For Airflow users leveraging Astro Observe, data lineage is built-in. Viewing the graph in Astro Observe helps you troubleshoot issues with your data pipelines and understand the movement of data within a Data Product. For help getting started with Astro Observe, see: Astro Observe overview.

Lineage with open-source tools

If you want to build your own lineage stack using open-source tools, Astronomer recommends the official OpenLineage Airflow Provider for producing lineage. The provider supports many operators, and more are added regularly. You can find a list of currently supported operators in the Provider documentation. You won’t have to modify your DAGs to start emitting lineage information, but some basic configuration is necessary, including installing a package and setting up a transport.
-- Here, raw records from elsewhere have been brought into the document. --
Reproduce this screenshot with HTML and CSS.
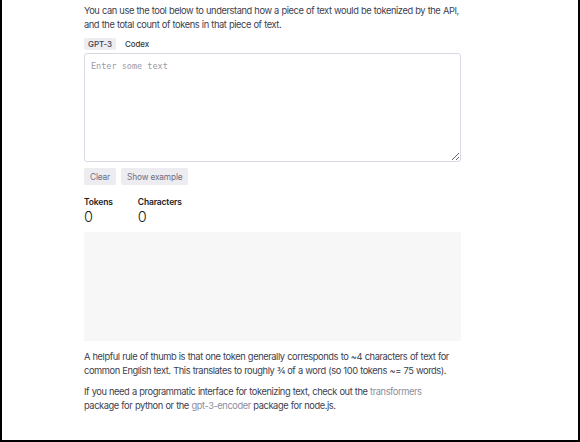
FILE: index.html
```html
<!DOCTYPE html>
<html>
<head>
<meta charset="utf-8">
<link rel="stylesheet" href="styles.css">
</head>
<body>
<div class="frame">
  <div class="col">
    <p class="intro">You can use the tool below to understand how a piece of text would be tokenized by the API,<br>and the total count of tokens in that piece of text.</p>
    <div class="tabs">
      <span class="tab active">GPT-3</span>
      <span class="tab">Codex</span>
    </div>
    <textarea class="input" placeholder="Enter some text"></textarea>
    <div class="buttons">
      <button class="btn">Clear</button>
      <button class="btn">Show example</button>
    </div>
    <div class="stats">
      <div class="stat">
        <div class="stat-label">Tokens</div>
        <div class="stat-value">0</div>
      </div>
      <div class="stat">
        <div class="stat-label">Characters</div>
        <div class="stat-value">0</div>
      </div>
    </div>
    <div class="output"></div>
    <p class="para">A helpful rule of thumb is that one token generally corresponds to ~4 characters of text for<br>common English text. This translates to roughly ¾ of a word (so 100 tokens ~= 75 words).</p>
    <p class="para">If you need a programmatic interface for tokenizing text, check out the <a class="link">transformers</a><br>package for python or the <a class="link">gpt-3-encoder</a> package for node.js.</p>
  </div>
</div>
</body>
</html>
```
FILE: styles.css
```css
html, body {
  margin: 0;
  padding: 0;
  background: #fff;
}
.frame {
  width: 580px;
  height: 442px;
  box-sizing: border-box;
  border-left: 2px solid #000;
  border-right: 2px solid #000;
  border-bottom: 2px solid #000;
  overflow: hidden;
}
.col {
  width: 377px;
  margin-left: 82px;
  font-family: Inter, "Noto Sans", sans-serif;
  font-feature-settings: "calt" 0;
  color: #40414f;
  font-size: 9.3px;
  letter-spacing: -0.42px;
  word-spacing: 0.35px;
}
.intro {
  margin: 4px 0 0;
  line-height: 14px;
  white-space: nowrap;
}
.tabs {
  display: flex;
  gap: 5px;
  margin-top: 6px;
}
.tab {
  font-size: 8px;
  font-weight: 500;
  padding: 0 4px;
  height: 12px;
  line-height: 12px;
  border-radius: 2px;
  color: #353740;
  letter-spacing: -0.1px;
}
.tab.active {
  background: #ececf1;
  color: #40414f;
}
.input {
  display: block;
  width: 377px;
  height: 109px;
  box-sizing: border-box;
  margin-top: 3px;
  border: 1px solid #d9d9e3;
  border-radius: 3px;
  padding: 6px 6px;
  font-family: "DejaVu Sans Mono", monospace;
  font-size: 8.5px;
  line-height: 12px;
  resize: vertical;
  outline: none;
}
.input::placeholder {
  color: #9a9aa8;
}
.buttons {
  display: flex;
  gap: 5px;
  margin-top: 6px;
}
.btn {
  font-family: Inter, "Noto Sans", sans-serif;
  font-size: 8.3px;
  letter-spacing: -0.15px;
  color: #6e6e80;
  background: #ececf1;
  border: none;
  border-radius: 2px;
  height: 17px;
  padding: 0 6px;
}
.stats {
  display: flex;
  gap: 25px;
  margin-top: 11px;
}
.stat-label {
  font-size: 8.5px;
  font-weight: 600;
  line-height: 12px;
  color: #202123;
  letter-spacing: -0.15px;
}
.stat-value {
  font-size: 14.5px;
  line-height: 18px;
  font-weight: 300;
  color: #202123;
}
.output {
  height: 109px;
  background: #f7f7f8;
  margin-top: 6px;
}
.para {
  margin: 9px 0 0;
  line-height: 14px;
  white-space: nowrap;
}
.para + .para {
  margin-top: 7px;
}
.link {
  color: #8e8ea0;
}
```
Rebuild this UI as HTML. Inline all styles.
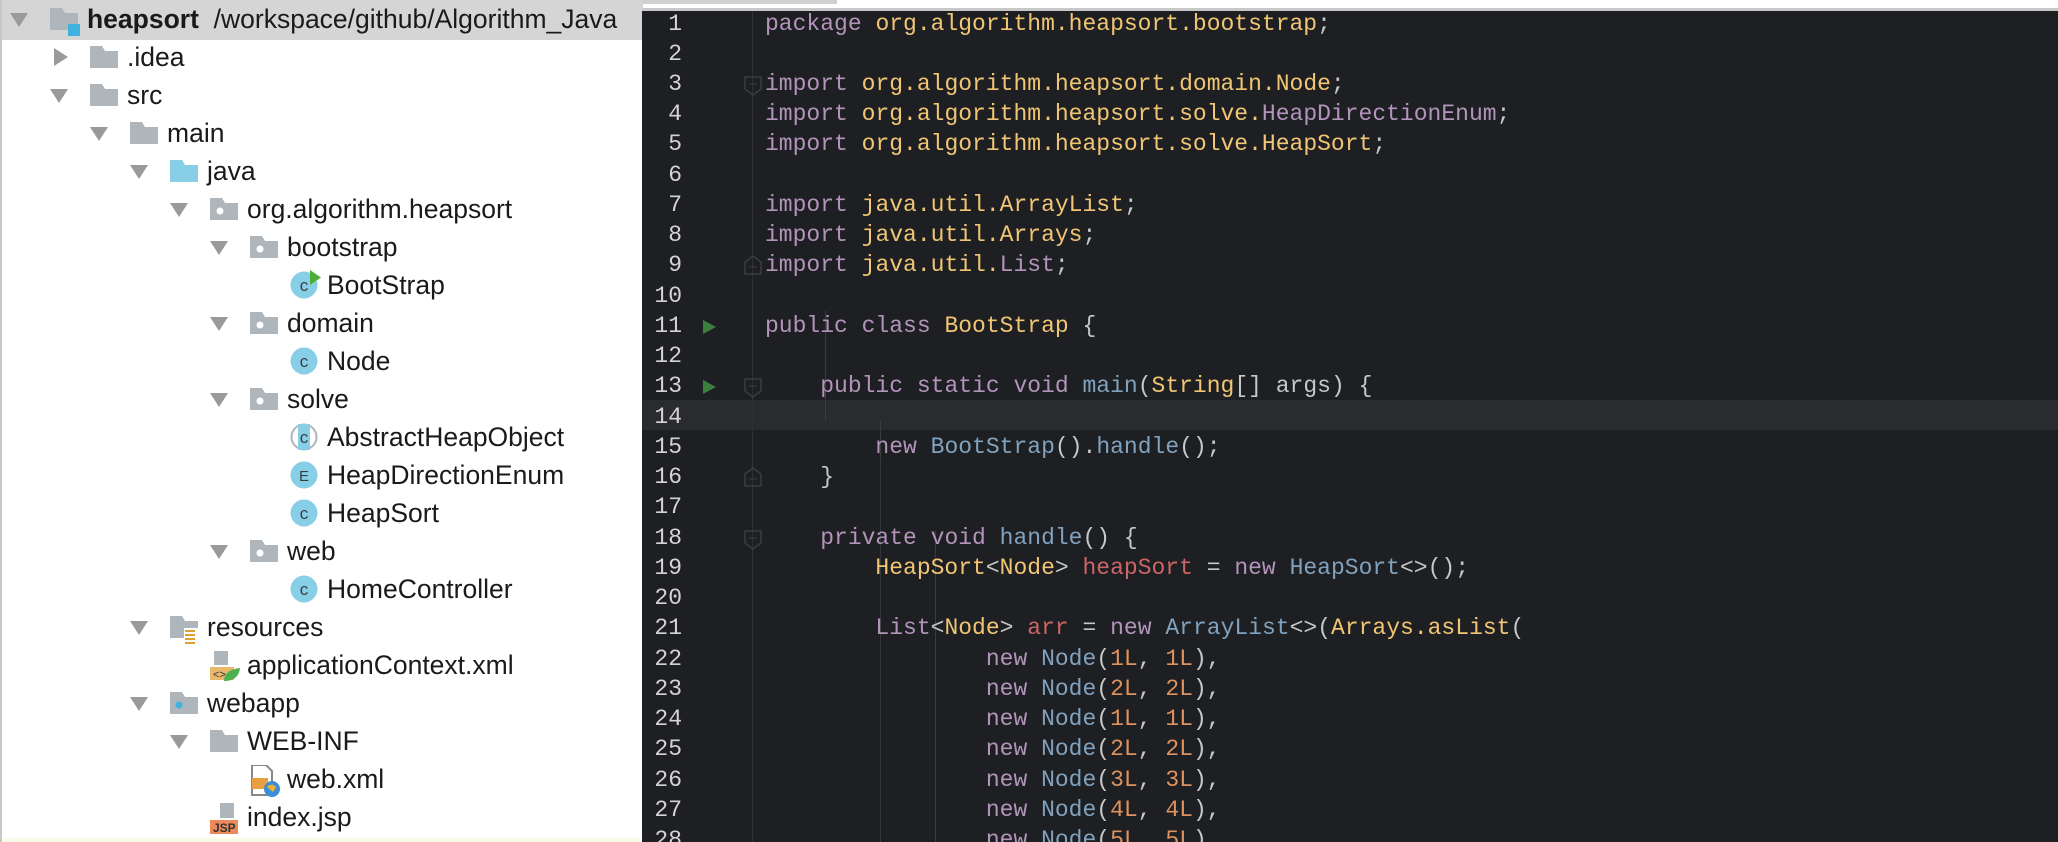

For more details about configuring the Provider, see: Using OpenLineage integration.

Starting with Apache Airflow version 2.10, the OpenLineage Airflow Provider automatically collects lineage from supported hooks. Hook-based lineage enables lineage collection from custom operators, PythonOperator, and DAGs using the TaskFlow API.

To consume and visualize data lineage from Airflow using open-source tools, Astronomer recommends running OpenLineage with Marquez as your lineage metadata repository, query API (backend), and UI (frontend). See the Integrate OpenLineage and Airflow locally with Marquez tutorial to get started. For a configuration-free option for demo purposes, you can explore Marquez on GitPod.